The negative_count_percent is 100 - count_percent, because the SVG positions stars counting from above. So, for example, if our column is 10px tall, we want it to start from 90px down, so that it finishes at 100px (as it has 10px height). In this way, every column's lower edge is aligned.

Referers

We aim for simplicity as far as the referers are concerned, too.

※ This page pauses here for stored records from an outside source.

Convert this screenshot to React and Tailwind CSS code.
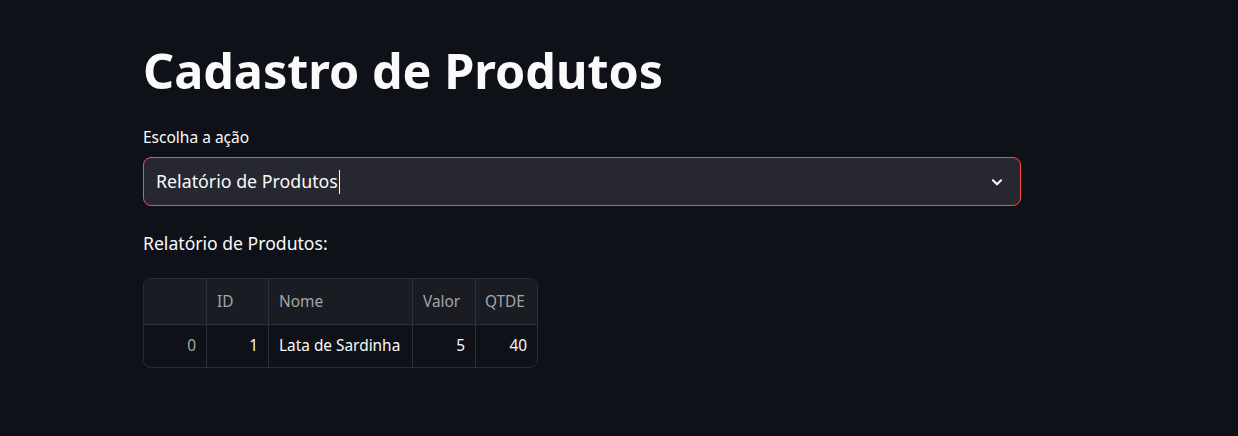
import React from "react";

export default function App() {
  const font = { fontFamily: '"Noto Sans", "Open Sans", sans-serif' };
  return (
    <div className="min-h-[436px] w-full bg-[#0e1117] text-[#fafafa]" style={font}>
      <div className="ml-[143px] w-[878px] pt-[38px]">
        <h1 className="text-[48.5px] font-bold leading-[64px]">Cadastro de Produtos</h1>
        <div className="mt-[23px] text-[15.5px] leading-[24px]">Escolha a ação</div>
        <div className="mt-[8px] flex h-[49px] items-center justify-between rounded-[8px] border border-[#ff4b4b] bg-[#262730] pl-[12px] pr-[16px]">
          <div className="flex items-center text-[17.8px]">
            <span>Relatório de Produtos</span>
            <span className="ml-[1px] inline-block h-[24px] w-[1px] bg-[#fafafa]" />
          </div>
          <svg width="14" height="14" viewBox="0 0 24 24" fill="none" stroke="#fafafa" strokeWidth="3.5" strokeLinecap="round" strokeLinejoin="round">
            <path d="M5 9l7 7 7-7" />
          </svg>
        </div>
        <div className="mt-[24px] text-[17.6px] leading-[26px]">Relatório de Produtos:</div>
        <div className="mt-[22px] w-[395px] overflow-hidden rounded-[8px] border border-[#2a2c34] text-[15.4px]">
          <div className="flex h-[45px] bg-[#1a1c24] text-[#a3a5aa]">
            <div className="w-[63px] border-r border-[#2e3038]" />
            <div className="flex w-[62px] items-center border-r border-[#2e3038] px-[10px]">ID</div>
            <div className="flex w-[144px] items-center border-r border-[#2e3038] px-[10px]">Nome</div>
            <div className="flex w-[63px] items-center border-r border-[#2e3038] px-[10px]">Valor</div>
            <div className="flex flex-1 items-center px-[9px]">QTDE</div>
          </div>
          <div className="flex h-[43px] border-t border-[#2e3038]">
            <div className="flex w-[63px] items-center justify-end border-r border-[#2e3038] px-[10px] text-[#a3a5aa]">0</div>
            <div className="flex w-[62px] items-center justify-end border-r border-[#2e3038] px-[10px]">1</div>
            <div className="flex w-[144px] items-center border-r border-[#2e3038] px-[10px]">Lata de Sardinha</div>
            <div className="flex w-[63px] items-center justify-end border-r border-[#2e3038] px-[10px]">5</div>
            <div className="flex flex-1 items-center justify-end px-[10px]">40</div>
          </div>
        </div>
      </div>
    </div>
  );
}
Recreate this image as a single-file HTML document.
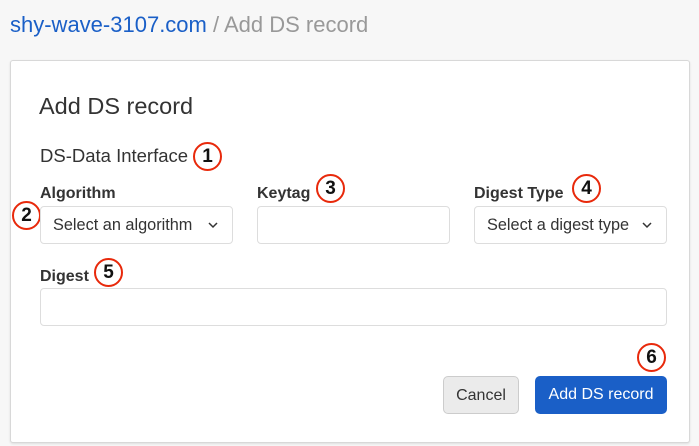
<!DOCTYPE html>
<html><head><style>
body{margin:0;width:699px;height:446px;background:#f7f7f7;font-family:"Liberation Sans",Helvetica,Arial,sans-serif;position:relative;overflow:hidden;color:#333}
.a{position:absolute}
.crumb{left:10px;top:12px;font-size:22px;color:#999;white-space:nowrap}
.crumb b{font-weight:normal;color:#1a5fc7}
.card{left:10px;top:60px;width:678px;height:381px;background:#fff;border:1px solid #d8d8d8;border-radius:3px;box-shadow:0 1px 2px rgba(0,0,0,.1)}
h1{position:absolute;left:39px;top:93px;margin:0;font-size:23.5px;font-weight:normal;color:#333}
.lbl{font-size:16px;font-weight:bold;color:#333}
.inp{border:1px solid #ddd;border-radius:4px;background:#fff;box-sizing:border-box}
.sel{font-size:16.3px;color:#333;padding-left:12px;line-height:36px;white-space:nowrap}
.sel svg{position:absolute;right:14px;top:15px}
.c{width:29px;height:29px;border:2px solid #e8290b;border-radius:50%;box-sizing:border-box;text-align:center;line-height:26px;font-size:19px;font-weight:bold;color:#111;background:#fff}
.btn{border-radius:5px;font-size:16px;text-align:center;line-height:37px;box-sizing:border-box}
</style></head><body>
<div class="a crumb"><b>shy-wave-3107.com</b> / Add DS record</div>
<div class="a card"></div>
<h1>Add DS record</h1>
<div class="a" style="left:40px;top:145px;font-size:18.5px;color:#333;white-space:nowrap">DS-Data Interface</div>
<div class="a c" style="left:193px;top:142px">1</div>
<div class="a lbl" style="left:40px;top:185px">Algorithm</div>
<div class="a c" style="left:12px;top:201px">2</div>
<div class="a inp sel" style="left:40px;top:206px;width:193px;height:38px">Select an algorithm<svg width="10" height="7" viewBox="0 0 10 7"><path d="M1 1l4 4 4-4" stroke="#333" stroke-width="1.5" fill="none"/></svg></div>
<div class="a lbl" style="left:257px;top:185px">Keytag</div>
<div class="a c" style="left:316px;top:174px">3</div>
<div class="a inp" style="left:257px;top:206px;width:193px;height:38px"></div>
<div class="a lbl" style="left:474px;top:185px">Digest Type</div>
<div class="a c" style="left:572px;top:174px">4</div>
<div class="a inp sel" style="left:474px;top:206px;width:193px;height:38px">Select a digest type<svg width="10" height="7" viewBox="0 0 10 7"><path d="M1 1l4 4 4-4" stroke="#333" stroke-width="1.5" fill="none"/></svg></div>
<div class="a lbl" style="left:40px;top:268px">Digest</div>
<div class="a c" style="left:94px;top:258px">5</div>
<div class="a inp" style="left:40px;top:288px;width:627px;height:38px"></div>
<div class="a c" style="left:637px;top:343px">6</div>
<div class="a btn" style="left:443px;top:376px;width:76px;height:38px;background:#ebebeb;border:1px solid #ccc;color:#333">Cancel</div>
<div class="a btn" style="left:535px;top:376px;width:132px;height:38px;background:#1a5fc7;color:#fff">Add DS record</div>
</body></html>
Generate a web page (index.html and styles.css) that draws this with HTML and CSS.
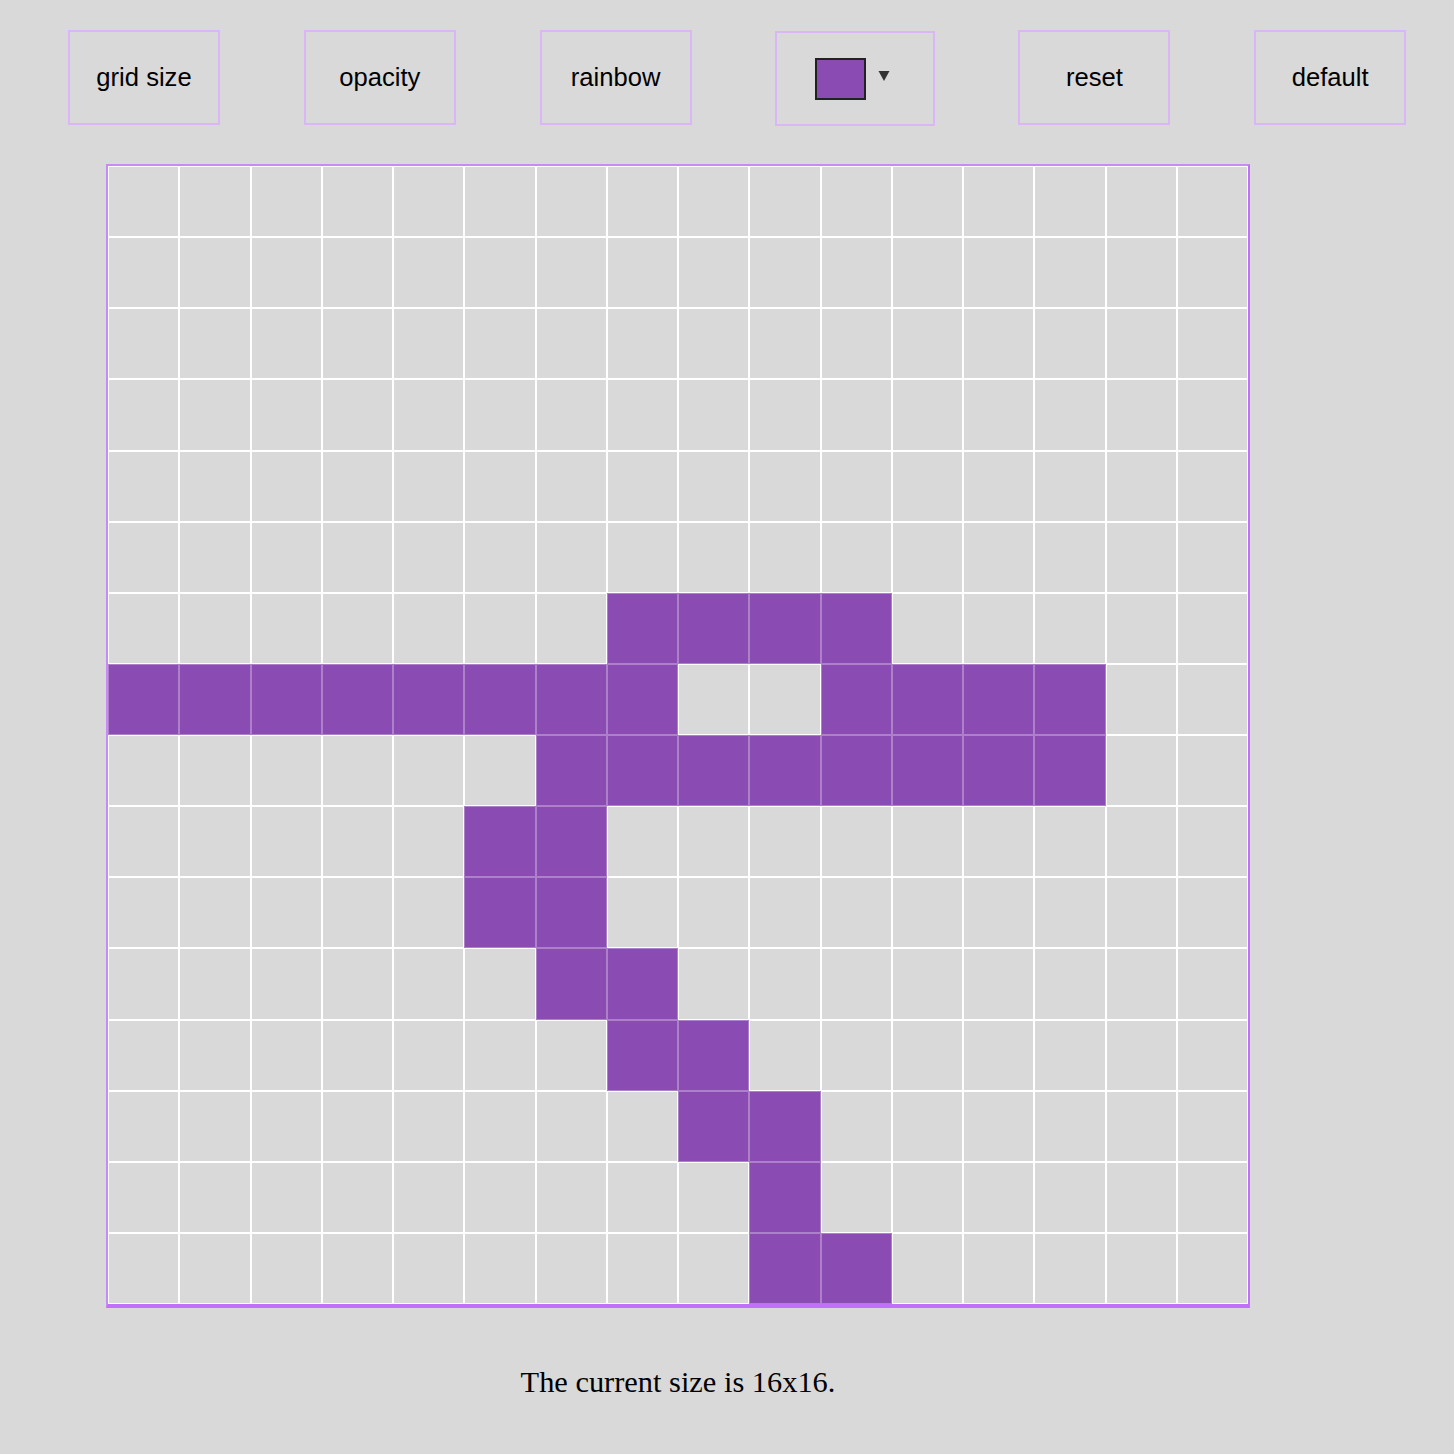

We retrieve them in aggregate:

context["referers_count"] = (
    models.Analytic.objects.filter(
        post=self.object, created_at__gt=date_25d_ago
    )
    .values("referer")
    .annotate(Count("id"))
    .order_by("-id__count")
)

And render them in a template like so:

{% for rc in referers_count %}
{% if rc.referer is None %}
<li><strong>{{ rc.id__count }}</strong> visits without a referer</li>
{% else %}
<li>
    <strong>{{ rc.id__count }}</strong>
    visits from
    <span style="font-family: monospace;">{{ rc.referer }}</span>
</li>
{% endif %}
{% empty %}
<li><i>No visits</i></li>
{% endfor %}

Epilogue

I remember looking at a very similar graph in sourcehut, but I can't find it now. That was definitely the primary source of inspiration. Along with the conviction that writing SVG myself is not illogical.

PS. Since writing this post, referrer logging has been removed from mataroa, following the change of the default referrer policy by Firefox and Chrome.